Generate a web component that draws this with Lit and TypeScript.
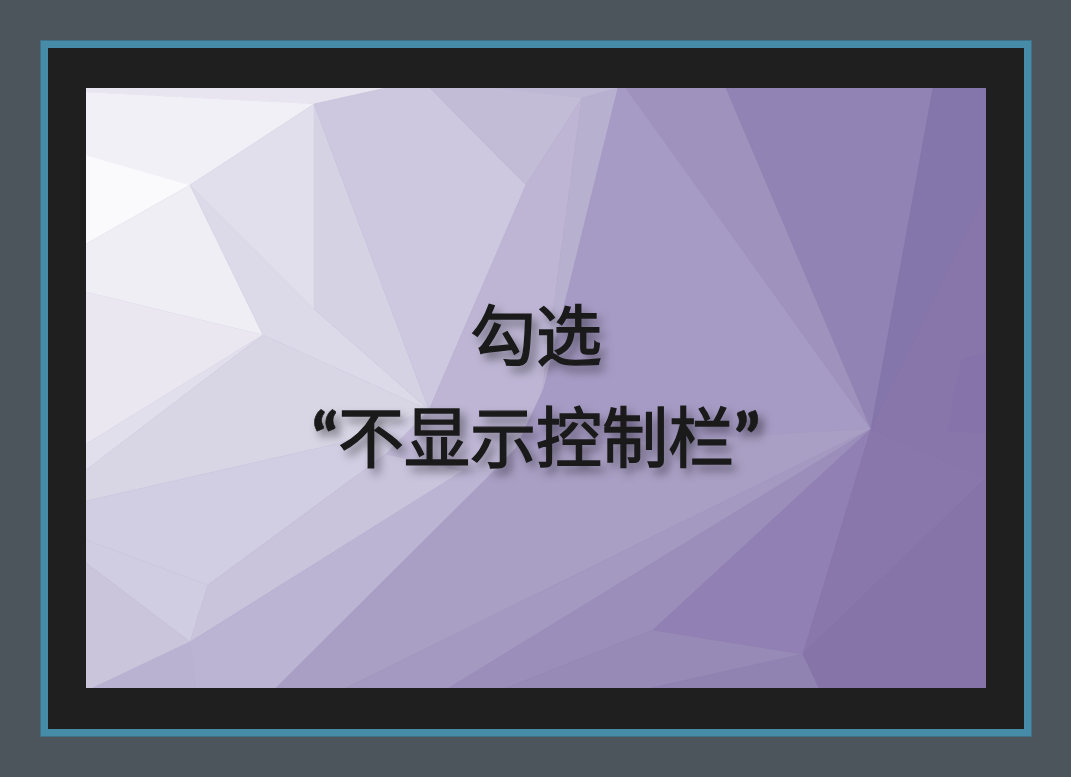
import { LitElement, html, css, svg } from "lit";
import { customElement } from "lit/decorators.js";

const polys: [string, string][] = [
  ["0,0 900,0 900,600 0,600", "#8875aa"],
  // top-left light zone
  ["0,0 300,0 228,16 0,4", "#e8e5f0"],
  ["0,4 228,16 104,97 0,67", "#f1f0f6"],
  ["0,67 104,97 0,156", "#fafafc"],
  ["0,156 104,97 177,247 0,204", "#efeef4"],
  ["0,204 177,247 0,356", "#eae7f1"],
  ["0,356 177,247 0,382", "#e2dfec"],
  ["228,16 104,97 228,221", "#e2dfec"],
  ["104,97 177,247 343,322 228,221", "#dcd9e8"],
  ["0,382 177,247 343,322 420,360 250,356 0,413", "#d8d5e5"],
  ["228,16 228,221 343,322", "#d5d2e4"],
  ["228,16 300,0 344,0 440,97 343,322", "#cdc8df"],
  ["344,0 532,0 496,10 440,97", "#c3bcd7"],
  ["410,0 532,0 496,10", "#bfb8d5"],
  // band right of the middle fold
  ["440,97 496,10 456,305 420,400 343,322", "#bdb5d3"],
  ["496,10 532,0 458,300 456,305", "#b8b0cf"],
  // top-right fan
  ["532,0 540,0 785,341 430,360 458,300", "#a69bc4"],
  ["540,0 640,0 785,341", "#9f93be"],
  ["640,0 847,0 785,341", "#9184b4"],
  ["847,0 900,0 900,103 785,341", "#8476aa"],
  ["875,272 900,265 900,345 862,343", "#8673a9"],
  // left lower
  ["0,413 250,356 343,322 300,366 122,497 0,452", "#d1cde2"],
  ["0,452 122,497 104,554 0,475", "#d0cce1"],
  ["0,475 104,554 7,600 0,600", "#cbc5dc"],
  ["122,497 300,366 377,383 104,554", "#c9c3dc"],
  ["104,554 377,383 409,382 190,600 7,600", "#bcb4d3"],
  ["104,554 7,600 110,600", "#bab2d1"],
  ["300,366 343,322 430,360 409,382 377,383", "#c0b8d6"],
  // centre lower fan
  ["409,382 430,360 785,341 260,600 190,600", "#a99fc4"],
  ["260,600 785,341 363,600", "#a499c0"],
  ["363,600 785,341 567,542 420,600", "#9b8eba"],
  ["420,600 567,542 717,566 565,600", "#978ab6"],
  ["565,600 717,566 733,600", "#9083b2"],
  ["567,542 785,341 717,566", "#9180b3"],
  ["785,341 900,390 717,566", "#8976aa"],
  ["717,566 900,390 900,600 733,600", "#8674a9"],
];

@customElement("app-root")
export class AppRoot extends LitElement {
  static styles = css`
    :host {
      display: block;
      width: 1071px;
      height: 777px;
      box-sizing: border-box;
      padding: 40px 39px 40px 40px;
      background: #4d555c;
    }
    .frame {
      height: 697px;
      box-sizing: border-box;
      border: 1px solid #3f7289;
    }
    .mat {
      height: 100%;
      box-sizing: border-box;
      border: 7px solid #468ba8;
      background: #1f1f1f;
      padding: 40px 38px 41px;
    }
    .picture {
      display: grid;
      width: 900px;
      height: 600px;
    }
    .picture > * {
      grid-area: 1 / 1;
    }
    .bg {
      display: block;
      width: 900px;
      height: 600px;
    }
    .caption {
      align-self: start;
      padding-top: 192px;
      text-align: center;
      font-family: "Noto Sans CJK SC", sans-serif;
      font-size: 66px;
      line-height: 102px;
      font-weight: 400;
      color: #1a1a1a;
      -webkit-text-stroke: 1.4px #1a1a1a;
      text-shadow: 5px 6px 10px rgba(0, 0, 0, 0.5);
    }
    .quote {
      font-family: "Lato", sans-serif;
      font-weight: 900;
      -webkit-text-stroke: 0.6px #1a1a1a;
    }
  `;

  render() {
    return html`
      <div class="frame">
        <div class="mat">
          <div class="picture">
            <svg class="bg" viewBox="0 0 900 600" aria-hidden="true">
              ${polys.map(([p, f]) => svg`<polygon points=${p} fill=${f} stroke=${f} stroke-width="0.6"></polygon>`)}
            </svg>
            <div class="caption">勾选<br /><span class="quote">“</span>不显示控制栏<span class="quote">”</span></div>
          </div>
        </div>
      </div>
    `;
  }
}
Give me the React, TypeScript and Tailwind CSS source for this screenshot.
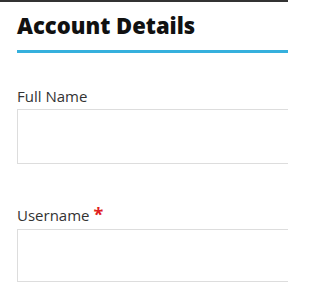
export default function App() {
  return (
    <div className="h-[288px] w-[288px] overflow-hidden bg-white border-t-2 border-[#333333] font-['Open_Sans',sans-serif]">
      <div className="pl-[17px]">
        <h2 className="pt-[8px] pb-[10px] text-[22px] font-extrabold leading-[30px] text-[#111111] border-b-[3px] border-[#35b0dd] whitespace-nowrap">
          Account Details
        </h2>
        <div className="pt-[33px]">
          <label className="block text-[15px] leading-[20px] text-[#333333]">Full Name</label>
          <div className="mt-[3px] h-[55px] w-[300px] border border-[#dddddd] bg-white"></div>
        </div>
        <div className="pt-[41px]">
          <label className="block text-[15px] leading-[20px] text-[#333333]">
            Username <span className="text-[18px] leading-[16px] text-[#e02020] font-bold">*</span>
          </label>
          <div className="mt-[4px] h-[53px] w-[300px] border border-[#dddddd] bg-white"></div>
        </div>
      </div>
    </div>
  );
}
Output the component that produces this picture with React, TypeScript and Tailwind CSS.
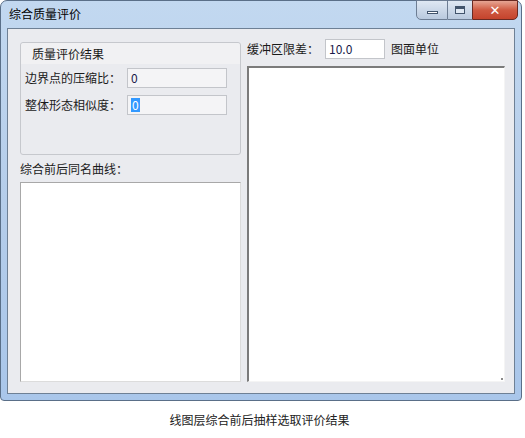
import React from "react";

const font = { fontFamily: '"Noto Sans CJK SC", "Microsoft YaHei", sans-serif' };

export default function App() {
  return (
    <div className="w-[525px] h-[438px] bg-white flex flex-col" style={font}>
      <div className="w-[522px] h-[401px] rounded-t-[7px] rounded-b-[4px] border border-[#5a6f88] bg-gradient-to-b from-[#c2d8f0] via-[#b5cdea] to-[#a9c6ea] flex flex-col">
        {/* title bar */}
        <div className="h-[27px] flex items-start justify-between relative">
          <div className="text-[12px] text-black pl-[8px] pt-[5px] leading-[16px]">综合质量评价</div>
          <div className="flex mr-[3px] -mt-[1px]">
            <div className="w-[32px] h-[20px] rounded-bl-[5px] border border-[#6d7d93] bg-gradient-to-b from-[#dfe8f3] to-[#b9c9de] flex items-center justify-center">
              <div className="w-[11px] h-[3px] bg-white border border-[#42546c] mt-[5px]" />
            </div>
            <div className="w-[24px] h-[20px] border-y border-[#6d7d93] bg-gradient-to-b from-[#dfe8f3] to-[#b9c9de] flex items-center justify-center">
              <div className="w-[10px] h-[8px] border border-[#42546c] border-t-[3px] bg-[#dfe8f3]" />
            </div>
            <div className="w-[46px] h-[20px] rounded-br-[5px] border border-[#6a2a22] bg-gradient-to-b from-[#e6a594] via-[#cf5a42] to-[#c4432c] flex items-center justify-center">
              <span className="text-white font-bold text-[13px] leading-none" style={{ fontFamily: '"DejaVu Sans", sans-serif' }}>✕</span>
            </div>
          </div>
        </div>
        {/* client */}
        <div className="flex-1 px-[6px] pb-[6px] flex">
          <div className="flex-1 border border-[#6e8095] bg-[#eaebef] flex pt-[10px] pl-[12px] pr-[9px] pb-[11px] gap-[6px] text-[12px] text-[#1a1a1a]">
            {/* left column */}
            <div className="w-[221px] flex flex-col pt-[3px]">
              <div className="h-[113px] border border-[#c6c8cd] rounded-[3px] flex flex-col">
                <div className="h-[21px] bg-[#f1f1f3] pl-[11px] leading-[21px] text-[12px] rounded-t-[3px]">质量评价结果</div>
                <div className="flex flex-col gap-[7px] pt-[4px] pl-[4px]">
                  <div className="flex items-center">
                    <span className="w-[102px]">边界点的压缩比：</span>
                    <div className="w-[100px] h-[20px] border border-[#c3c5ca] bg-[#f4f4f6] pl-[3px] leading-[18px] text-[#1a1a4a]">0</div>
                  </div>
                  <div className="flex items-center">
                    <span className="w-[102px]">整体形态相似度：</span>
                    <div className="w-[100px] h-[20px] border border-[#c3c5ca] bg-[#f4f4f6] pl-[3px] flex items-center">
                      <span className="bg-[#3399ff] text-white leading-[14px] px-[1px]">0</span>
                    </div>
                  </div>
                </div>
              </div>
              <div className="mt-[6px] h-[16px] leading-[16px]">综合前后同名曲线：</div>
              <div className="mt-[5px] flex-1 border border-[#a8a8a8] border-r-[#dcdcdc] border-b-[#dcdcdc] bg-white" />
            </div>
            {/* right column */}
            <div className="flex-1 flex flex-col">
              <div className="flex items-center h-[20px]">
                <span className="w-[78px]">缓冲区限差：</span>
                <div className="w-[60px] h-[20px] border border-[#c3c5ca] bg-white pl-[3px] leading-[18px] text-[#1a1a4a]">10.0</div>
                <span className="ml-[6px]">图面单位</span>
              </div>
              <div className="mt-[7px] flex-1 border-t-[2px] border-l-[2px] border-[#7b7b7b] border-r border-b border-r-[#f4f4f4] border-b-[#f4f4f4] bg-white relative">
                <div className="absolute right-[1px] bottom-[1px] w-[2px] h-[2px] bg-[#8a8a8a]" />
              </div>
            </div>
          </div>
        </div>
      </div>
      <div className="flex-1 flex items-center justify-center text-[12px] text-[#222] pr-[6px]">线图层综合前后抽样选取评价结果</div>
    </div>
  );
}
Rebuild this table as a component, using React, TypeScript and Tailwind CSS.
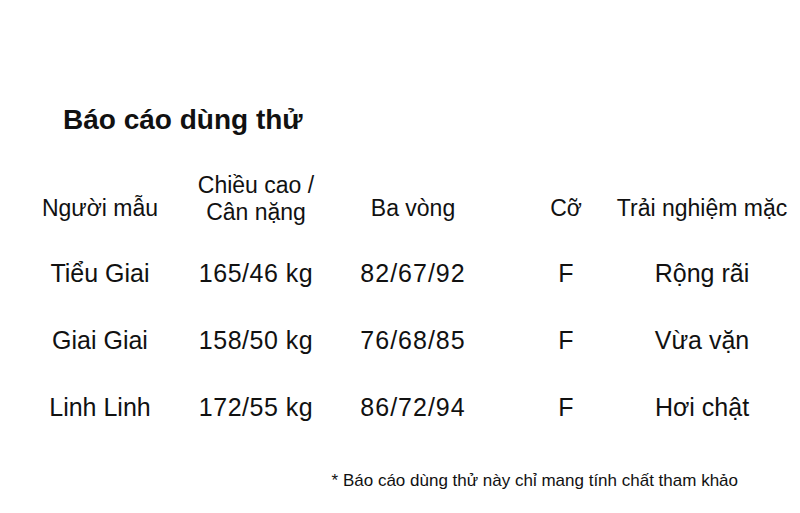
import React from 'react';

const rows = [
  { name: 'Tiểu Giai', body: '165/46 kg', sizes: '82/67/92', fit: 'F', feel: 'Rộng rãi' },
  { name: 'Giai Giai', body: '158/50 kg', sizes: '76/68/85', fit: 'F', feel: 'Vừa vặn' },
  { name: 'Linh Linh', body: '172/55 kg', sizes: '86/72/94', fit: 'F', feel: 'Hơi chật' },
];

const cols = 'grid grid-cols-[160px_152px_162px_144px_128px]';

export default function App() {
  return (
    <div className="w-[800px] h-[513px] bg-white text-[#111] font-['Liberation_Sans',Arial,sans-serif] overflow-hidden">
      {/* Title */}
      <h1 className="pt-[104px] pl-[63px] text-[28px] leading-[32px] font-bold">Báo cáo dùng thử</h1>

      {/* Header */}
      <div className={`${cols} mt-[36px] ml-[20px] text-[23px] leading-[27px]`}>
        <div className="flex justify-center items-end pb-1 whitespace-nowrap">Người mẫu</div>
        <div className="flex flex-col items-center whitespace-nowrap">
          <span>Chiều cao /</span>
          <span>Cân nặng</span>
        </div>
        <div className="flex justify-center items-end pb-1 whitespace-nowrap">Ba vòng</div>
        <div className="flex justify-center items-end pb-1 whitespace-nowrap">Cỡ</div>
        <div className="flex justify-center items-end pb-1 whitespace-nowrap">Trải nghiệm mặc</div>
      </div>

      {/* Rows */}
      <div className="mt-[14px] ml-[20px] text-[25px]">
        {rows.map((r) => (
          <div key={r.name} className={`${cols} h-[67px] items-center`}>
            <div className="flex justify-center whitespace-nowrap">{r.name}</div>
            <div className="flex justify-center whitespace-nowrap tracking-[0.5px]">{r.body}</div>
            <div className="flex justify-center whitespace-nowrap tracking-[1px]">{r.sizes}</div>
            <div className="flex justify-center whitespace-nowrap">{r.fit}</div>
            <div className="flex justify-center whitespace-nowrap">{r.feel}</div>
          </div>
        ))}
      </div>

      {/* Note */}
      <p className="mt-[30px] pr-[62px] text-right text-[17px] leading-[20px]">
        * Báo cáo dùng thử này chỉ mang tính chất tham khảo
      </p>
    </div>
  );
}
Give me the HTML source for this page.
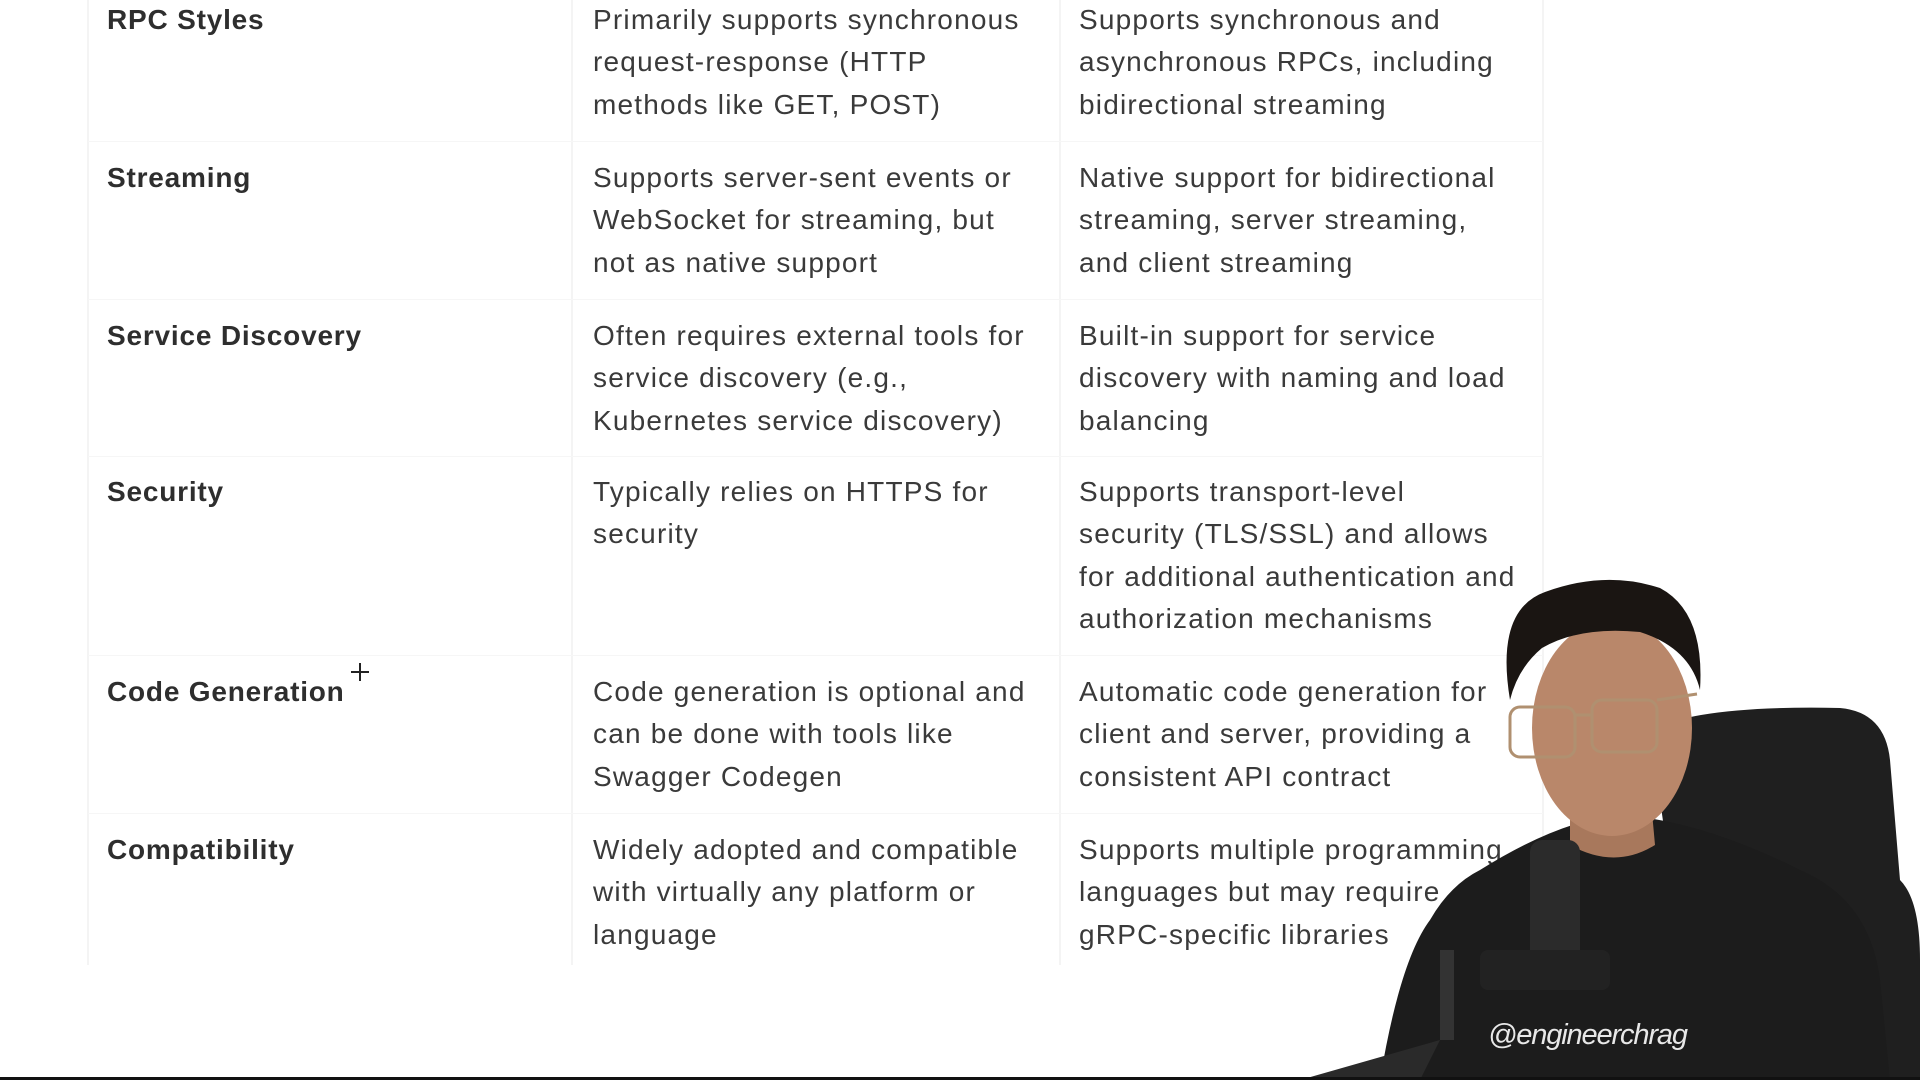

• • • • • • •

■ **WRITTEN INSTRUCTION**
From the entries above, extract each line containing "TypeScript".

■ **THE SOLUTION**
Generate a web component that draws this with Lit and TypeScript.
Give me the React, TypeScript and Tailwind CSS source for this screenshot.
Output the component that produces this picture with React, TypeScript and Tailwind CSS.
Rebuild this table as a component, using React, TypeScript and Tailwind CSS.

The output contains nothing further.